The previous post in this series may be found here: https://memoirandremains.wordpress.com/2013/11/05/the-rare-jewel-of-christian-contentment-4/
Contentment is a gracious frame of spirit. “Contentment is a soul business.” By “frame of spirit”, Burroughs means that contentment suffuses throughout the soul and touches every aspect. It is not merely a contentment in this place or this time, it is a frame of the spirit which upholds the whole, just as a frame upholds a house:
That it is a grace that spreads itself through the whole soul. It is in the judgment, that is, the judgment of the soul of a man or woman tends to quiet the heart-in my judgment I am satisfied. It is one thing to be satisfied in one’s judgment and understanding, so as to be able to say, ‘This is the hand of God, and is what is suitable to my condition or best for me.
Although I do not see the reason for the thing, yet I am satisfied in my judgment about it.’ Then it is in the thoughts of a man or woman. As my judgment is satisfied, so my thoughts are kept in order, so that it goes through the whole soul.
Note how Burroughs understands and explains the process of learning contentment. It is often the case that we think contentment should just happen to us—a thunderbolt from a blue sky, like “falling in love”. However, Burroughs explains that the state of contentment does not just come about from no apparent source. Contentment flows from our understanding, our judgment about a circumstance.
Contentment is thus the result of theology: We rightly understand God, God’s goodness and sovereignty, and thus experience contentment as a result of that judgment.
Since contentment is a learned status, it is often partial. We face a trial and know we should experience contentment , but the corruption and chaos of sin still stirs and disturbs the heart:
Many a man may be satisfied in his judgment about a thing who cannot for his life rule his affections, nor his thoughts, nor his will. I do not doubt that many of you know this in your own experience, if you observe the workings of your own hearts.
To prove the point, Burroughs gives the example of Psalm 42, David contests with his soul,
O my soul, why art though disquieted?
Burroughs explains the status thus:
Sometimes, a great deal of disturbance is involved in getting contentment into people’s judgments, that is, to satisfy their judgment about their condition. If you come to many, whom the hand of God is upon perhaps in a grievous manner, and seek to satisfy them and tell them they have no cause to be so disquieted, ‘Oh, no cause?’ says the troubled spirit, ‘then there is no cause for anyone to be disquieted. There has never been such an affliction as I have.’ And they have a hundred things with which to evade the force of what is said to them, so that you cannot so much as get at their judgments to satisfy them. But there is a great deal of hope of attaining contentment, if once your judgments are satisfied, if you can sit down and say in your judgment, ‘I see good reason to be contented.’ Yet even when you have got so far, you may still have much to do with your hearts afterwards. There is such unruliness in our thoughts and affections that our judgments are not always able to rule our thoughts and affections. That is what makes me say that contentment is an inward, quiet, gracious frame of spirit-the whole soul, judgment, thoughts, will, affections and all are satisfied and quiet.

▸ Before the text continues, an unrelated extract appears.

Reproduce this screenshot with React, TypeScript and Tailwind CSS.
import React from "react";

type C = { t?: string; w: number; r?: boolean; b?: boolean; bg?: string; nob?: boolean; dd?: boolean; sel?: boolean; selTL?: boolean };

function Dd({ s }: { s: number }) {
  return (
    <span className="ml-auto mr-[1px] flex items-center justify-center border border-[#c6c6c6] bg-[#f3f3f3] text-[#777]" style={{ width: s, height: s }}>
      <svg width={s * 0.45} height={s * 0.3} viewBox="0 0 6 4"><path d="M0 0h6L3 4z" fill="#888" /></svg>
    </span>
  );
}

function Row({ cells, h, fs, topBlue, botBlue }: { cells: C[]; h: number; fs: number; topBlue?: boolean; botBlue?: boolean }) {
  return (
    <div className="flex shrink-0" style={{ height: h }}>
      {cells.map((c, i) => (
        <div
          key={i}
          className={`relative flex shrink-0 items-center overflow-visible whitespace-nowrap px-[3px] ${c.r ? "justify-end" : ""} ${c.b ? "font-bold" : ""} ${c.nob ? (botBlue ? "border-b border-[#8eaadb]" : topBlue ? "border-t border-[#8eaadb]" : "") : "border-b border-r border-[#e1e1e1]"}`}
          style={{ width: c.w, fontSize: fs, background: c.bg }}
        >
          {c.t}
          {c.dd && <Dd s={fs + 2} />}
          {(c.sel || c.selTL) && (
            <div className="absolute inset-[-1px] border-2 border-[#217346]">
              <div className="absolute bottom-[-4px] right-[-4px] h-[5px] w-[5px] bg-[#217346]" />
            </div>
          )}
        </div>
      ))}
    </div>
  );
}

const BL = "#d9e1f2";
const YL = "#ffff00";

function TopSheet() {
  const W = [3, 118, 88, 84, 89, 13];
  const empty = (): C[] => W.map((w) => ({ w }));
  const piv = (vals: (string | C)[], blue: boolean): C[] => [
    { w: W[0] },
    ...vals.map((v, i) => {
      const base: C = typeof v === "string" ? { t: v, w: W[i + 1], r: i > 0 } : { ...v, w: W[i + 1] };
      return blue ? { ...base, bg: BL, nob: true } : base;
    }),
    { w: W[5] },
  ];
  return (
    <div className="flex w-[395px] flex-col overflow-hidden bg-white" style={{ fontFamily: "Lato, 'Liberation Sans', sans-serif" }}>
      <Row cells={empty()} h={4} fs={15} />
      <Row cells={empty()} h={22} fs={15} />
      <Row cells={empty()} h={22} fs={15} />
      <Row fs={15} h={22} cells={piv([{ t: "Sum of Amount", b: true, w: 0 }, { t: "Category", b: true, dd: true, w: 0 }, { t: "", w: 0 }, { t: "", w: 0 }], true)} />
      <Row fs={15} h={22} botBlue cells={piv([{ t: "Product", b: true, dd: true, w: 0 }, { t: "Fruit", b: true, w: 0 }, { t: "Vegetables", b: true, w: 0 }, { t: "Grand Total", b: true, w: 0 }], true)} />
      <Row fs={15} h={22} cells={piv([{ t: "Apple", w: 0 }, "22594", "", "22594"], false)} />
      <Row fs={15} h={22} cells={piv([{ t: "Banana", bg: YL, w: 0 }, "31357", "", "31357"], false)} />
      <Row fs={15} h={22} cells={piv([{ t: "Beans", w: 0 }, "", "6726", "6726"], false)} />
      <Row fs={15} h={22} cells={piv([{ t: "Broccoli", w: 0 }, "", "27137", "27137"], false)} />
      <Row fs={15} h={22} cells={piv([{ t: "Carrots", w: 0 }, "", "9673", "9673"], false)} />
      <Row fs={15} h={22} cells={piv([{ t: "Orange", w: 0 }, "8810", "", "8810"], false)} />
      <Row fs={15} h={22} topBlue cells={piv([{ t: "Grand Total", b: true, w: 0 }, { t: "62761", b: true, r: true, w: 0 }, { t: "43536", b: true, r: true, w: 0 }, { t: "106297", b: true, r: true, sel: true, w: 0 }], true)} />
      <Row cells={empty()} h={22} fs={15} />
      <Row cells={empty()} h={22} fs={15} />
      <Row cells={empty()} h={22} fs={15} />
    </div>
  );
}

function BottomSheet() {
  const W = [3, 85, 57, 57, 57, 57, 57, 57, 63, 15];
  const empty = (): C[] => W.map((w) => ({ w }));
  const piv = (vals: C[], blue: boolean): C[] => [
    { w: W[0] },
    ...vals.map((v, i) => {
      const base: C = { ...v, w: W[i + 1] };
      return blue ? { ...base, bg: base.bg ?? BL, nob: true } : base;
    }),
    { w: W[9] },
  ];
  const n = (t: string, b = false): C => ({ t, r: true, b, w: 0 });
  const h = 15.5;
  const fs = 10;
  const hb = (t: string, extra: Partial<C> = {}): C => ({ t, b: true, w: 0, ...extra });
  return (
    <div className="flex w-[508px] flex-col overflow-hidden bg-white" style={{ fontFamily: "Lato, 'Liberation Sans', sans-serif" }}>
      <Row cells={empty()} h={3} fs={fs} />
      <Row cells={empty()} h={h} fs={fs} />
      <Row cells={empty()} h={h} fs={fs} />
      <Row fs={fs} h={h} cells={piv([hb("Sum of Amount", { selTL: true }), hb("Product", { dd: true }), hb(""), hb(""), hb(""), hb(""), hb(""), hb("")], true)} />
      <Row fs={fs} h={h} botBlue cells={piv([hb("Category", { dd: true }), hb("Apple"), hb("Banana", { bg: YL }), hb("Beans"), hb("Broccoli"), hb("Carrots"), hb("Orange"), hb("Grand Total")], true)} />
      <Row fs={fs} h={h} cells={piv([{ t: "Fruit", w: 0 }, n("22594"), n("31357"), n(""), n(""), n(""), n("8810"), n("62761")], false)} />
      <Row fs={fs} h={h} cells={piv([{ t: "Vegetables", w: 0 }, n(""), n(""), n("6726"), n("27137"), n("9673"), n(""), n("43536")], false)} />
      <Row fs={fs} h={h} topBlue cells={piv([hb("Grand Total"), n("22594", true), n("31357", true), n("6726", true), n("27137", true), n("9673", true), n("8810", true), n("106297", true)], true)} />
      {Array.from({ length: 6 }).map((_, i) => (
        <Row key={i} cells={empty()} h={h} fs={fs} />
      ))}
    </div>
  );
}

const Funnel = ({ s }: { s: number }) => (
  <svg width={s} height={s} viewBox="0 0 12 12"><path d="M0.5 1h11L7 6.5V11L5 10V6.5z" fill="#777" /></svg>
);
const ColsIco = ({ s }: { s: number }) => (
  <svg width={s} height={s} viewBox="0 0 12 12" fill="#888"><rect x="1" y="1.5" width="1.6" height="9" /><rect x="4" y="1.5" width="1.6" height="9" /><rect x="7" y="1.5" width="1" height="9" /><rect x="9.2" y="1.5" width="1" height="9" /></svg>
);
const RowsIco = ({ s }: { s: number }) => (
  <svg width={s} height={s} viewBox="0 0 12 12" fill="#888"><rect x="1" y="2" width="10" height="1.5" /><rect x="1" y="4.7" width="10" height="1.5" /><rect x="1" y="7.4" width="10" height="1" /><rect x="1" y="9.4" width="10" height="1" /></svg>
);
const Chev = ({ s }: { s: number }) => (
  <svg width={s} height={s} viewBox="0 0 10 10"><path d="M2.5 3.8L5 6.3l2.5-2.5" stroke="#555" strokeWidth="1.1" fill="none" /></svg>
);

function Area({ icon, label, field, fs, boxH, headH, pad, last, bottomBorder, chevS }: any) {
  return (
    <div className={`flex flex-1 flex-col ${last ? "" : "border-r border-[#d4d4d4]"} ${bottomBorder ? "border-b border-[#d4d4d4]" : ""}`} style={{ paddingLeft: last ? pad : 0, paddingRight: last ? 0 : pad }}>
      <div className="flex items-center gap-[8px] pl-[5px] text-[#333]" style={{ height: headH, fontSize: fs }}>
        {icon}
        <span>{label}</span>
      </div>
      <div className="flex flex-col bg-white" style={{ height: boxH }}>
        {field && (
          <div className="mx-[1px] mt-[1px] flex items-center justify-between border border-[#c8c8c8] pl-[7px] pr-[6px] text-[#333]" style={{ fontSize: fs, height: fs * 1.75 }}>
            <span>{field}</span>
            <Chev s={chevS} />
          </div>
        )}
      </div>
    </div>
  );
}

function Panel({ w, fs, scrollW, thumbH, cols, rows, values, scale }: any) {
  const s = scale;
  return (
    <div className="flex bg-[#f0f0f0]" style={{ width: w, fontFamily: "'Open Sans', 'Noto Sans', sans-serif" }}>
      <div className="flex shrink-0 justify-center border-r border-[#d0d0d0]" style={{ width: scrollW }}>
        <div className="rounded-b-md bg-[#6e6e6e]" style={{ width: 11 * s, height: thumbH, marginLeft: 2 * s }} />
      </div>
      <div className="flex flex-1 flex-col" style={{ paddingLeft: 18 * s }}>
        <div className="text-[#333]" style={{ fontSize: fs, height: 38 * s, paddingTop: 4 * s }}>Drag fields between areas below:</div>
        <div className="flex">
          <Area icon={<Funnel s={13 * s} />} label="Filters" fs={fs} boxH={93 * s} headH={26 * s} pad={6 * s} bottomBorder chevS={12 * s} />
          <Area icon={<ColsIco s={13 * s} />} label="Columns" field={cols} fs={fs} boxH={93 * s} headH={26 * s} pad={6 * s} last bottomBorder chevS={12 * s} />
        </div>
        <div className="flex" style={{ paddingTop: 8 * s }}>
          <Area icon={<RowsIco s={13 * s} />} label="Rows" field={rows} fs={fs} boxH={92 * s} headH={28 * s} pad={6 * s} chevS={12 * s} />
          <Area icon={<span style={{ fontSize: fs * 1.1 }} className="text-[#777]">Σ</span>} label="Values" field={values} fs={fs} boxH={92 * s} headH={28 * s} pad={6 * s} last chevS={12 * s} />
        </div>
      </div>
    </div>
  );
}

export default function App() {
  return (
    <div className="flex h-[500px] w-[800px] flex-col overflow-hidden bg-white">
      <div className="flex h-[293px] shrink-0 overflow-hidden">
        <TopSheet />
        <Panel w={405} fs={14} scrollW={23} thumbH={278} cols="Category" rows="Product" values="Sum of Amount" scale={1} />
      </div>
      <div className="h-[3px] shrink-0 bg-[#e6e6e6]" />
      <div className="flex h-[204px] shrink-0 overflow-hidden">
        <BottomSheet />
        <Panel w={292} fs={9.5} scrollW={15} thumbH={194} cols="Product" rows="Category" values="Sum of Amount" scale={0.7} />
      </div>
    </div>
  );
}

I suppose that merely in opening this subject you begin to see that it is a lesson that you need to learn, and that if contentment is like this then it is not easily obtained.
We must understand the difficulty of becoming content, learning contentment, seeking contentment. If we do not understand that contentment results from effort, we will suffer greater harm for our lack of contentment. A poor disturbed soul may be troubled by some problem and then think, I am greatly distressed by this thing and should be content! He then become even more troubled and feels guilt for a lack of contentment.
But if we remember contentment is learned, we will be patient as we seek contentment.
The thing we seek is not a contentment which we put on, like clothing; but a contentment which arises from the heart, from the frame of our soul. The contentment becomes part of what we are as a human being:
It is the thing you bring that quiets them, not the disposition of their own spirits, not any good temper in their own hearts, but the external thing you bring them. But when a Christian is content in the right way, the quiet comes more from the temper and disposition of his own heart than from any external argument or from the possession of anything in the world.
Rather than being a fire which warms us when we are cold, it is our natural warmth which keeps us whole despite the cold.
We can also think of this contentment as a habit of the soul:
Contentment is not merely one act, just a flash in a good mood. You find many men and women who, if they are in a good mood, will be very quiet. But this will not hold. It is not a constant course. It is not the constant tenor of their spirits to be holy and gracious under affliction.
Contentment is “the frame of the heart.”